They say patience is a virtue and it could also be a life-saver when it comes to bringing kids back to the classroom. As fall turns to winter with no COVID-19 vaccine available, many local K-12 schools move closer to reopening in-person classes. School officials and teachers are working on plans to do it safely, but the safest and smartest thing to do would be to wait.
We can all agree that kids need to be together so they can socialize and be around other kids. It is also common knowledge that most kids do better with in-person learning rather than online classes. The two major problems right now are that we are currently in a COVID-19 surge and we cannot yet guarantee the safety of kids being at school during this pandemic.
In the past few weeks, I have spoken with several area teachers and school administrators regarding the return of students to the classroom. They agree that the best place for students to learn is in the classroom, but they all also agreed that it should only happen when it is safe to do so. Schools are planning to ensure the safety of students once they are back on campus, including how to handle any positive cases of COVID-19 infections if they occur. But it is a work in progress.

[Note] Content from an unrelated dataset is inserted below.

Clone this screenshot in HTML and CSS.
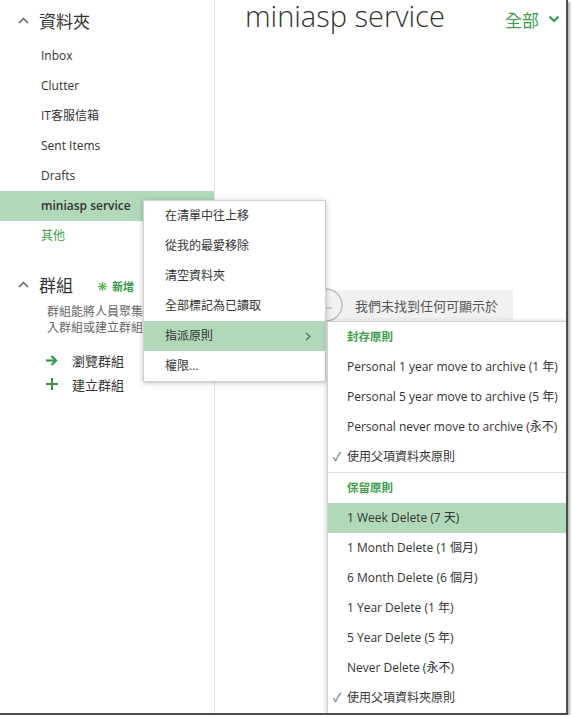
FILE: index.html
```html
<!DOCTYPE html>
<html lang="zh-Hant">
<head>
    <meta charset="UTF-8">
    <title>miniasp service</title>
    <link rel="stylesheet" href="styles.css">
</head>
<body>
<div class="shot">
    <aside class="sidebar">
        <div class="sec-head">
            <svg class="chev" width="11" height="7" viewBox="0 0 11 7"><polyline points="1,6 5.5,1.5 10,6" fill="none" stroke="#555" stroke-width="1.4"/></svg>
            <span>資料夾</span>
        </div>
        <ul class="folders">
            <li>Inbox</li>
            <li>Clutter</li>
            <li>IT客服信箱</li>
            <li>Sent Items</li>
            <li>Drafts</li>
            <li class="current">miniasp service</li>
            <li class="more">其他</li>
        </ul>

        <div class="sec-head groups">
            <svg class="chev" width="11" height="7" viewBox="0 0 11 7"><polyline points="1,6 5.5,1.5 10,6" fill="none" stroke="#555" stroke-width="1.4"/></svg>
            <span>群組</span>
            <span class="add">
                <svg width="9" height="9" viewBox="0 0 9 9"><g stroke="#5cb85c" stroke-width="1.3"><line x1="4.5" y1="0" x2="4.5" y2="9"/><line x1="0" y1="4.5" x2="9" y2="4.5"/><line x1="1.3" y1="1.3" x2="7.7" y2="7.7"/><line x1="7.7" y1="1.3" x2="1.3" y2="7.7"/></g></svg>
                新增
            </span>
        </div>
        <p class="desc">群組能將人員聚集在一起。加入群組或建立群組以開始。</p>
        <div class="links">
            <div class="link">
                <svg width="12" height="11" viewBox="0 0 12 11"><g fill="none" stroke="#2e9a45" stroke-width="2.2"><line x1="0" y1="5.5" x2="10" y2="5.5"/><polyline points="5.5,1 10,5.5 5.5,10"/></g></svg>
                <span>瀏覽群組</span>
            </div>
            <div class="link">
                <svg width="12" height="12" viewBox="0 0 12 12"><g stroke="#2e9a45" stroke-width="2"><line x1="6" y1="0" x2="6" y2="12"/><line x1="0" y1="6" x2="12" y2="6"/></g></svg>
                <span>建立群組</span>
            </div>
        </div>
    </aside>

    <main class="main">
        <div class="main-head">
            <h1>miniasp service</h1>
            <div class="filter">全部
                <svg width="12" height="8" viewBox="0 0 12 8"><polyline points="1.5,1.5 6,6 10.5,1.5" fill="none" stroke="#3d9c4c" stroke-width="2.2"/></svg>
            </div>
        </div>
        <div class="empty">
            <svg class="empty-icon" width="36" height="36" viewBox="0 0 36 36"><circle cx="18" cy="18" r="16" fill="none" stroke="#bbb" stroke-width="1.3"/><line x1="12" y1="21" x2="24" y2="21" stroke="#bbb" stroke-width="1.3"/></svg>
            <span>我們未找到任何可顯示於</span>
        </div>
    </main>

    <div class="menu ctx">
        <div class="item">在清單中往上移</div>
        <div class="item">從我的最愛移除</div>
        <div class="item">清空資料夾</div>
        <div class="item">全部標記為已讀取</div>
        <div class="item on">指派原則
            <svg class="arrow" width="6" height="9" viewBox="0 0 6 9"><polyline points="1,1 5,4.5 1,8" fill="none" stroke="#666" stroke-width="1.2"/></svg>
        </div>
        <div class="item">權限...</div>
    </div>

    <div class="menu sub">
        <div class="item label">封存原則</div>
        <div class="item">Personal 1 year move to archive (1 年)</div>
        <div class="item">Personal 5 year move to archive (5 年)</div>
        <div class="item">Personal never move to archive (永不)</div>
        <div class="item checked">使用父項資料夾原則</div>
        <div class="sep"></div>
        <div class="item label">保留原則</div>
        <div class="item on">1 Week Delete (7 天)</div>
        <div class="item">1 Month Delete (1 個月)</div>
        <div class="item">6 Month Delete (6 個月)</div>
        <div class="item">1 Year Delete (1 年)</div>
        <div class="item">5 Year Delete (5 年)</div>
        <div class="item">Never Delete (永不)</div>
        <div class="item checked">使用父項資料夾原則</div>
    </div>
</div>
</body>
</html>
```

FILE: styles.css
```css
body {
    margin: 0;
    font-family: "Open Sans", "Noto Sans CJK TC", sans-serif;
    color: #333;
}
.shot {
    width: 566px;
    height: 713px;
    border-right: 2px solid #4c4c4c;
    border-bottom: 2px solid #4c4c4c;
    box-shadow: 2px 2px 2px rgba(0, 0, 0, 0.3);
    position: relative;
    overflow: hidden;
    display: flex;
    background: #fff;
}

/* 左邊欄 */
.sidebar {
    width: 214px;
    flex: none;
    border-right: 1px solid #e3e3e3;
}
.sec-head {
    display: flex;
    align-items: center;
    height: 41px;
    padding-left: 18px;
    font-size: 17px;
}
.sec-head .chev {
    margin-right: 10px;
}
.folders {
    list-style: none;
    margin: 0;
    padding: 0;
}
.folders li {
    height: 30px;
    line-height: 30px;
    padding-left: 41px;
    font-size: 12px;
}
.folders .current {
    background: #b1d9b9;
    font-weight: 600;
}
.folders .more {
    color: #3d9c4c;
}
.groups {
    margin-top: 13px;
    height: 40px;
}
.add {
    margin-left: 25px;
    font-size: 11px;
    font-weight: 700;
    color: #2e9a45;
    display: flex;
    align-items: center;
    gap: 5px;
    padding-top: 4px;
}
.desc {
    margin: 0;
    padding: 0 8px 0 47px;
    font-size: 12px;
    line-height: 16px;
    color: #666;
}
.links {
    margin-top: 12px;
}
.link {
    display: flex;
    align-items: center;
    height: 24px;
    padding-left: 46px;
    font-size: 13px;
}
.link span {
    margin-left: 14px;
}

/* 主畫面 */
.main {
    flex: 1;
}
.main-head {
    display: flex;
    justify-content: space-between;
    align-items: center;
    padding: 0 6px 0 30px;
    height: 32px;
}
.main-head h1 {
    margin: 0;
    font-size: 29px;
    line-height: 32px;
    font-weight: 300;
    color: #333;
}
.filter {
    color: #3d9c4c;
    font-size: 17px;
    display: flex;
    align-items: center;
    gap: 9px;
    padding-top: 6px;
}
.empty {
    margin-top: 258px;
    width: 298px;
    height: 30px;
    background: #f1f1f1;
    display: flex;
    align-items: center;
    padding-left: 93px;
    box-sizing: border-box;
    font-size: 13px;
    color: #555;
    white-space: nowrap;
}
.empty-icon {
    flex: none;
    margin-right: 11px;
}

/* 右鍵選單 */
.menu {
    position: absolute;
    background: #fff;
    border: 1px solid #d0d0d0;
    box-shadow: 0 1px 5px rgba(0, 0, 0, 0.25);
}
.menu .item {
    position: relative;
    height: 30px;
    line-height: 30px;
    font-size: 12px;
    white-space: nowrap;
}
.menu .on {
    background: #b1d9b9;
}
.ctx {
    left: 143px;
    top: 200px;
    width: 181px;
}
.ctx .item {
    padding-left: 21px;
}
.ctx .arrow {
    position: absolute;
    right: 14px;
    top: 11px;
}
.sub {
    left: 327px;
    top: 321px;
    width: 260px;
}
.sub .item {
    padding-left: 19px;
}
.sub .label {
    color: #3d9c4c;
    font-weight: 700;
    font-size: 11.5px;
}
.sub .checked::before {
    content: "\2713";
    position: absolute;
    left: 5px;
    color: #666;
    font-size: 12px;
}
.sep {
    height: 1px;
    background: #e0e0e0;
    margin: 0;
}
```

Having kids back on campus presents many challenges for schools, such as mask use, distancing, hand washing, and the presence of older age teachers and administrators who are more susceptible to the disease. With the idea that an ounce of prevention is worth a pound of cure, we should keep our kids at home and learning remotely for now so that schools can take their time and plan for everyone’s safe return.
Besides the fact that schools are not yet fully prepared for students to return, our country is now facing a huge surge in COVID-19 infections and deaths. Data from the CDC shows COVID-19 infections rose in school-age children this year from March to mid-July, then had a downward trend from late July through August. In September, however, when some schools around the country reopened, an upswing in cases reappeared.
COVID-19 incidence* among school-aged children aged 5–11 years (N = 101,503) and 12–17 years (N = 175,782), by week — United States, March 1–September 19, 2020. Sources: CDC COVID-19 case report form. https://wwwn.cdc.gov/nndss/covid-19-response.html.
In addition, it is being widely reported that there is currently another COVID-19 surge happening in the United States and around the world as we shift from fall to winter. Nearly 1,000 people a day are dying from coronavirus-related causes in the nation. Medical experts suggest that the situation could grow even worse during the next few months.
The medical community is still learning about COVID-19. There is no vaccine available yet, and schools are still at work trying to figure out if, and when, kids can safely return to the classroom. At the same time, we are experiencing some of the highest COVID-19 infection and death rates so far during this pandemic.
There will hopefully be a time soon where kids can safely return to school, get their education, and socialize with other kids, but now is not the time to do so.